On March 15, the tribe announced the casino would close its doors amid coronavirus pandemic concerns that gripped the Tri-County area. Since that announcement, COVID-19 cases have been diagnosed in Santa Barbara County, and California Gov. Gavin Newsom has issued a statewide shelter-in-place order to combat the spread of the virus.

“We believe that closing our operations when we did was the right thing to do for the safety and well-being of our team members, guests and the greater community,” said Kenneth Kahn, Tribal Chairman of the Santa Ynez Band of Chumash Indians. “Extending the closure falls in line with the serious measures our local, state and federal agencies have taken to help protect the population and not overwhelm the heroes working in clinics and hospitals throughout the nation.”

The extended closure has forced the Santa Ynez Band of Chumash Indians to furlough a majority of its workforce in the coming weeks.

“This global pandemic has already taken its toll on hospitality, tourism, retail and gaming industries across the nation,” Kahn said. “During the initial shutdown, we committed to compensating our team members. While we’ve done our best to protect our team members from this unprecedented threat to our community, we’re now faced with the harsh reality of having to reduce our workforce while still supporting our team members with health care benefits. At this moment, our tribe has faith that the extreme steps our country is taking to fight COVID-19 will save lives, help us get back to normalcy and give our enterprise an opportunity to grow and flourish once again.”

Located on Highway 246 in Santa Ynez, California, the Chumash Casino Resort is owned and operated by the Santa Ynez Band of Chumash Indians.

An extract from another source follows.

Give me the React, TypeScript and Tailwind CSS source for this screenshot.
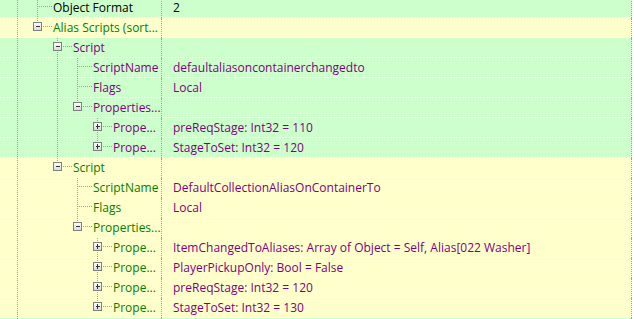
import React from 'react';

type Kind = 'leaf' | 'minus' | 'plus';

type Row = {
  label: string;
  value?: string;
  bg: 'green' | 'yellow';
  labelColor: string;
  valueColor?: string;
  x: number;
  kind: Kind;
  last?: boolean;
  lines: number[];
};

const PURPLE = 'text-[#800080]';
const GREEN = 'text-[#008000]';
const BLACK = 'text-black';

const rows: Row[] = [
  { label: 'Object Format', value: '2', bg: 'green', labelColor: BLACK, valueColor: BLACK, x: 37, kind: 'leaf', lines: [17] },
  { label: 'Alias Scripts (sort...', bg: 'yellow', labelColor: GREEN, x: 37, kind: 'minus', last: true, lines: [17] },
  { label: 'Script', bg: 'green', labelColor: PURPLE, x: 57, kind: 'minus', lines: [17] },
  { label: 'ScriptName', value: 'defaultaliasoncontainerchangedto', bg: 'green', labelColor: PURPLE, valueColor: PURPLE, x: 77, kind: 'leaf', lines: [17, 57] },
  { label: 'Flags', value: 'Local', bg: 'green', labelColor: PURPLE, valueColor: PURPLE, x: 77, kind: 'leaf', lines: [17, 57] },
  { label: 'Properties...', bg: 'green', labelColor: PURPLE, x: 77, kind: 'minus', last: true, lines: [17, 57] },
  { label: 'Prope...', value: 'preReqStage: Int32 = 110', bg: 'green', labelColor: PURPLE, valueColor: PURPLE, x: 97, kind: 'plus', lines: [17, 57] },
  { label: 'Prope...', value: 'StageToSet: Int32 = 120', bg: 'green', labelColor: PURPLE, valueColor: PURPLE, x: 97, kind: 'plus', last: true, lines: [17, 57] },
  { label: 'Script', bg: 'yellow', labelColor: GREEN, x: 57, kind: 'minus', last: true, lines: [17] },
  { label: 'ScriptName', value: 'DefaultCollectionAliasOnContainerTo', bg: 'yellow', labelColor: GREEN, valueColor: PURPLE, x: 77, kind: 'leaf', lines: [17] },
  { label: 'Flags', value: 'Local', bg: 'yellow', labelColor: GREEN, valueColor: PURPLE, x: 77, kind: 'leaf', lines: [17] },
  { label: 'Properties...', bg: 'yellow', labelColor: GREEN, x: 77, kind: 'minus', last: true, lines: [17] },
  { label: 'Prope...', value: 'ItemChangedToAliases: Array of Object = Self, Alias[022 Washer]', bg: 'yellow', labelColor: GREEN, valueColor: PURPLE, x: 97, kind: 'plus', lines: [17] },
  { label: 'Prope...', value: 'PlayerPickupOnly: Bool = False', bg: 'yellow', labelColor: GREEN, valueColor: PURPLE, x: 97, kind: 'plus', lines: [17] },
  { label: 'Prope...', value: 'preReqStage: Int32 = 120', bg: 'yellow', labelColor: GREEN, valueColor: PURPLE, x: 97, kind: 'plus', lines: [17] },
  { label: 'Prope...', value: 'StageToSet: Int32 = 130', bg: 'yellow', labelColor: GREEN, valueColor: PURPLE, x: 97, kind: 'plus', last: true, lines: [17] },
];

const DOT = '#a0a0a0';
const CY = 8.5;

function Connectors({ row }: { row: Row }) {
  const { x, kind, last, lines } = row;
  const hasBox = kind !== 'leaf';
  return (
    <svg width={x + 16} height={20} className="shrink-0" shapeRendering="crispEdges">
      {lines.map((l) => (
        <line key={l} x1={l + 0.5} y1={0} x2={l + 0.5} y2={20} stroke={DOT} strokeDasharray="1 1" />
      ))}
      <line x1={x + 0.5} y1={0} x2={x + 0.5} y2={last ? CY : 20} stroke={DOT} strokeDasharray="1 1" />
      <line x1={hasBox ? x + 6 : x + 2} y1={CY} x2={x + 15} y2={CY} stroke={DOT} strokeDasharray="1 1" />
      {hasBox && (
        <g>
          <defs>
            <linearGradient id="boxfill" x1="0" y1="0" x2="0" y2="1">
              <stop offset="0" stopColor="#ffffff" />
              <stop offset="1" stopColor="#d8d8d8" />
            </linearGradient>
          </defs>
          <rect x={x - 3.5} y={4.5} width={8} height={8} fill="url(#boxfill)" stroke="#7f7f7f" />
          <line x1={x - 1} y1={CY} x2={x + 3} y2={CY} stroke="#333333" />
          {kind === 'plus' && <line x1={x + 0.5} y1={6} x2={x + 0.5} y2={11} stroke="#333333" />}
        </g>
      )}
    </svg>
  );
}

function TreeRow({ row }: { row: Row }) {
  const bg = row.bg === 'green' ? 'bg-[#ccffcc]' : 'bg-[#ffffcc]';
  return (
    <div className={`flex h-[20px] w-[632px] ${bg}`}>
      <div className="flex w-[162px] shrink-0 border-r border-dotted border-[#a0a0a0] bg-[repeating-linear-gradient(90deg,#fff_0_2px,transparent_2px_3px)] bg-[length:100%_1px] bg-bottom bg-no-repeat">
        <Connectors row={row} />
        <span className={`h-[19px] whitespace-nowrap leading-[19px] ${row.labelColor}`}>{row.label}</span>
      </div>
      <div className="flex-1 border-r border-dotted border-[#a0a0a0] bg-[repeating-linear-gradient(90deg,#fff_0_2px,transparent_2px_3px)] bg-[length:100%_1px] bg-bottom bg-no-repeat">
        {row.value && (
          <span className={`ml-[11px] block h-[19px] whitespace-nowrap leading-[19px] ${row.valueColor}`}>{row.value}</span>
        )}
      </div>
    </div>
  );
}

export default function App() {
  const tail: Row = { label: '', bg: 'green', labelColor: BLACK, x: 17, kind: 'leaf', lines: [] };
  return (
    <div className="h-[319px] w-[634px] overflow-hidden bg-white font-['Open_Sans',sans-serif] text-[12px]">
      <div className="-mt-[2px]">
        {rows.map((row, i) => (
          <TreeRow key={i} row={row} />
        ))}
        <TreeRow row={tail} />
      </div>
    </div>
  );
}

Its reservation was established and officially recognized by the federal government in 1901. Today, the Santa Ynez Band of Chumash Indians remains the only federally recognized Chumash tribe in the nation. 

The tribe also owns Hotel Corque, Root 246 and Hadsten House in Solvang, two gas stations in Santa Ynez and its own wine label – Kitá Wines. As the largest employer in the Santa Ynez Valley, the tribe employs more than 2,000 residents of Santa Barbara County.